Written instruction: In this exercise, return the whole listing exactly, excluding any images.

Data shown:
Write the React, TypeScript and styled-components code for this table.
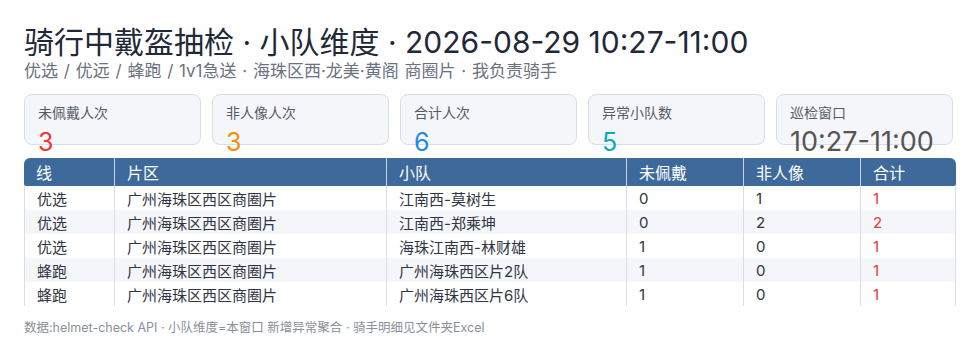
import React from 'react';
import styled, { createGlobalStyle } from 'styled-components';

const GlobalStyle = createGlobalStyle`
  body {
    margin: 0;
    background: #ffffff;
    font-family: Inter, 'Noto Sans CJK SC', sans-serif;
  }
`;

const Page = styled.div`
  width: 980px;
  height: 362px;
  box-sizing: border-box;
  padding: 24px 24px 0 24px;
  overflow: hidden;
`;

const Title = styled.h1`
  margin: 0;
  font-size: 30px;
  line-height: 36px;
  font-weight: 400;
  color: #1f2937;
`;

const Subtitle = styled.div`
  font-size: 17px;
  line-height: 22px;
  word-spacing: 1px;
  color: #6b7280;
`;

const Cards = styled.div`
  display: grid;
  grid-template-columns: repeat(5, 177px);
  gap: 11px;
  margin-top: 12px;
`;

const Card = styled.div`
  height: 51px;
  box-sizing: border-box;
  border: 1px solid #d8dde6;
  border-radius: 8px;
  background: #f5f6fa;
  padding: 7px 13px 0;
`;

const CardLabel = styled.div`
  font-size: 14px;
  line-height: 22px;
  color: #555b66;
`;

const CardValue = styled.div<{ $color: string; $size: number }>`
  margin-top: 6px;
  font-size: ${(p) => p.$size}px;
  line-height: 24px;
  color: ${(p) => p.$color};
  white-space: nowrap;
`;

const Table = styled.table`
  margin-top: 13px;
  width: 932px;
  border-collapse: separate;
  border-spacing: 0;
  table-layout: fixed;
`;

const Th = styled.th`
  background: #3e6a9b;
  color: #ffffff;
  font-size: 16px;
  font-weight: 400;
  text-align: left;
  height: 28px;
  padding: 0 12px;
  border-left: 1px solid #c9d4e2;

  &:first-child {
    border-left: none;
    border-radius: 6px 0 0 2px;
  }
  &:last-child {
    border-radius: 0 6px 2px 0;
  }
`;

const Tr = styled.tr<{ $stripe: boolean }>`
  background: ${(p) => (p.$stripe ? '#f5f6fa' : '#ffffff')};
`;

const Td = styled.td<{ $alert?: boolean }>`
  font-size: 15px;
  height: 24px;
  padding: 0 12px;
  color: ${(p) => (p.$alert ? '#e53935' : '#2f3542')};
  border-left: 1px solid #d8dde6;
  white-space: nowrap;

  &:last-child {
    border-right: 1px solid #d8dde6;
  }
`;

const Footer = styled.div`
  margin-top: 13px;
  font-size: 12.5px;
  line-height: 18px;
  color: #8a909a;
`;

const cards = [
  { label: '未佩戴人次', value: '3', color: '#e53935', size: 25 },
  { label: '非人像人次', value: '3', color: '#fb8c00', size: 25 },
  { label: '合计人次', value: '6', color: '#1e88e5', size: 25 },
  { label: '异常小队数', value: '5', color: '#00acc1', size: 25 },
  { label: '巡检窗口', value: '10:27-11:00', color: '#555555', size: 27 },
];

const widths = [90, 272, 240, 117, 117, 96];
const heads = ['线', '片区', '小队', '未佩戴', '非人像', '合计'];

const rows = [
  ['优选', '广州海珠区西区商圈片', '江南西-莫树生', '0', '1', '1'],
  ['优选', '广州海珠区西区商圈片', '江南西-郑乘坤', '0', '2', '2'],
  ['优选', '广州海珠区西区商圈片', '海珠江南西-林财雄', '1', '0', '1'],
  ['蜂跑', '广州海珠区西区商圈片', '广州海珠西区片2队', '1', '0', '1'],
  ['蜂跑', '广州海珠区西区商圈片', '广州海珠西区片6队', '1', '0', '1'],
];

export default function App() {
  return (
    <Page>
      <GlobalStyle />
      <Title>骑行中戴盔抽检 · 小队维度 · 2026-08-29 10:27-11:00</Title>
      <Subtitle>优选 / 优远 / 蜂跑 / 1v1急送 · 海珠区西·龙美·黄阁 商圈片 · 我负责骑手</Subtitle>
      <Cards>
        {cards.map((c) => (
          <Card key={c.label}>
            <CardLabel>{c.label}</CardLabel>
            <CardValue $color={c.color} $size={c.size}>
              {c.value}
            </CardValue>
          </Card>
        ))}
      </Cards>
      <Table>
        <colgroup>
          {widths.map((w, i) => (
            <col key={i} style={{ width: w }} />
          ))}
        </colgroup>
        <thead>
          <tr>
            {heads.map((h) => (
              <Th key={h}>{h}</Th>
            ))}
          </tr>
        </thead>
        <tbody>
          {rows.map((r, i) => (
            <Tr key={i} $stripe={i % 2 === 1}>
              {r.map((cell, j) => (
                <Td key={j} $alert={j === 5}>
                  {cell}
                </Td>
              ))}
            </Tr>
          ))}
        </tbody>
      </Table>
      <Footer>数据:helmet-check API · 小队维度=本窗口 新增异常聚合 · 骑手明细见文件夹Excel</Footer>
    </Page>
  );
}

The reply:
Write the React, TypeScript and styled-components code for this table.
import React from 'react';
import styled, { createGlobalStyle } from 'styled-components';

const GlobalStyle = createGlobalStyle`
  body {
    margin: 0;
    background: #ffffff;
    font-family: Inter, 'Noto Sans CJK SC', sans-serif;
  }
`;

const Page = styled.div`
  width: 980px;
  height: 362px;
  box-sizing: border-box;
  padding: 24px 24px 0 24px;
  overflow: hidden;
`;

const Title = styled.h1`
  margin: 0;
  font-size: 30px;
  line-height: 36px;
  font-weight: 400;
  color: #1f2937;
`;

const Subtitle = styled.div`
  font-size: 17px;
  line-height: 22px;
  word-spacing: 1px;
  color: #6b7280;
`;

const Cards = styled.div`
  display: grid;
  grid-template-columns: repeat(5, 177px);
  gap: 11px;
  margin-top: 12px;
`;

const Card = styled.div`
  height: 51px;
  box-sizing: border-box;
  border: 1px solid #d8dde6;
  border-radius: 8px;
  background: #f5f6fa;
  padding: 7px 13px 0;
`;

const CardLabel = styled.div`
  font-size: 14px;
  line-height: 22px;
  color: #555b66;
`;

const CardValue = styled.div<{ $color: string; $size: number }>`
  margin-top: 6px;
  font-size: ${(p) => p.$size}px;
  line-height: 24px;
  color: ${(p) => p.$color};
  white-space: nowrap;
`;

const Table = styled.table`
  margin-top: 13px;
  width: 932px;
  border-collapse: separate;
  border-spacing: 0;
  table-layout: fixed;
`;

const Th = styled.th`
  background: #3e6a9b;
  color: #ffffff;
  font-size: 16px;
  font-weight: 400;
  text-align: left;
  height: 28px;
  padding: 0 12px;
  border-left: 1px solid #c9d4e2;

  &:first-child {
    border-left: none;
    border-radius: 6px 0 0 2px;
  }
  &:last-child {
    border-radius: 0 6px 2px 0;
  }
`;

const Tr = styled.tr<{ $stripe: boolean }>`
  background: ${(p) => (p.$stripe ? '#f5f6fa' : '#ffffff')};
`;

const Td = styled.td<{ $alert?: boolean }>`
  font-size: 15px;
  height: 24px;
  padding: 0 12px;
  color: ${(p) => (p.$alert ? '#e53935' : '#2f3542')};
  border-left: 1px solid #d8dde6;
  white-space: nowrap;

  &:last-child {
    border-right: 1px solid #d8dde6;
  }
`;

const Footer = styled.div`
  margin-top: 13px;
  font-size: 12.5px;
  line-height: 18px;
  color: #8a909a;
`;

const cards = [
  { label: '未佩戴人次', value: '3', color: '#e53935', size: 25 },
  { label: '非人像人次', value: '3', color: '#fb8c00', size: 25 },
  { label: '合计人次', value: '6', color: '#1e88e5', size: 25 },
  { label: '异常小队数', value: '5', color: '#00acc1', size: 25 },
  { label: '巡检窗口', value: '10:27-11:00', color: '#555555', size: 27 },
];

const widths = [90, 272, 240, 117, 117, 96];
const heads = ['线', '片区', '小队', '未佩戴', '非人像', '合计'];

const rows = [
  ['优选', '广州海珠区西区商圈片', '江南西-莫树生', '0', '1', '1'],
  ['优选', '广州海珠区西区商圈片', '江南西-郑乘坤', '0', '2', '2'],
  ['优选', '广州海珠区西区商圈片', '海珠江南西-林财雄', '1', '0', '1'],
  ['蜂跑', '广州海珠区西区商圈片', '广州海珠西区片2队', '1', '0', '1'],
  ['蜂跑', '广州海珠区西区商圈片', '广州海珠西区片6队', '1', '0', '1'],
];

export default function App() {
  return (
    <Page>
      <GlobalStyle />
      <Title>骑行中戴盔抽检 · 小队维度 · 2026-08-29 10:27-11:00</Title>
      <Subtitle>优选 / 优远 / 蜂跑 / 1v1急送 · 海珠区西·龙美·黄阁 商圈片 · 我负责骑手</Subtitle>
      <Cards>
        {cards.map((c) => (
          <Card key={c.label}>
            <CardLabel>{c.label}</CardLabel>
            <CardValue $color={c.color} $size={c.size}>
              {c.value}
            </CardValue>
          </Card>
        ))}
      </Cards>
      <Table>
        <colgroup>
          {widths.map((w, i) => (
            <col key={i} style={{ width: w }} />
          ))}
        </colgroup>
        <thead>
          <tr>
            {heads.map((h) => (
              <Th key={h}>{h}</Th>
            ))}
          </tr>
        </thead>
        <tbody>
          {rows.map((r, i) => (
            <Tr key={i} $stripe={i % 2 === 1}>
              {r.map((cell, j) => (
                <Td key={j} $alert={j === 5}>
                  {cell}
                </Td>
              ))}
            </Tr>
          ))}
        </tbody>
      </Table>
      <Footer>数据:helmet-check API · 小队维度=本窗口 新增异常聚合 · 骑手明细见文件夹Excel</Footer>
    </Page>
  );
}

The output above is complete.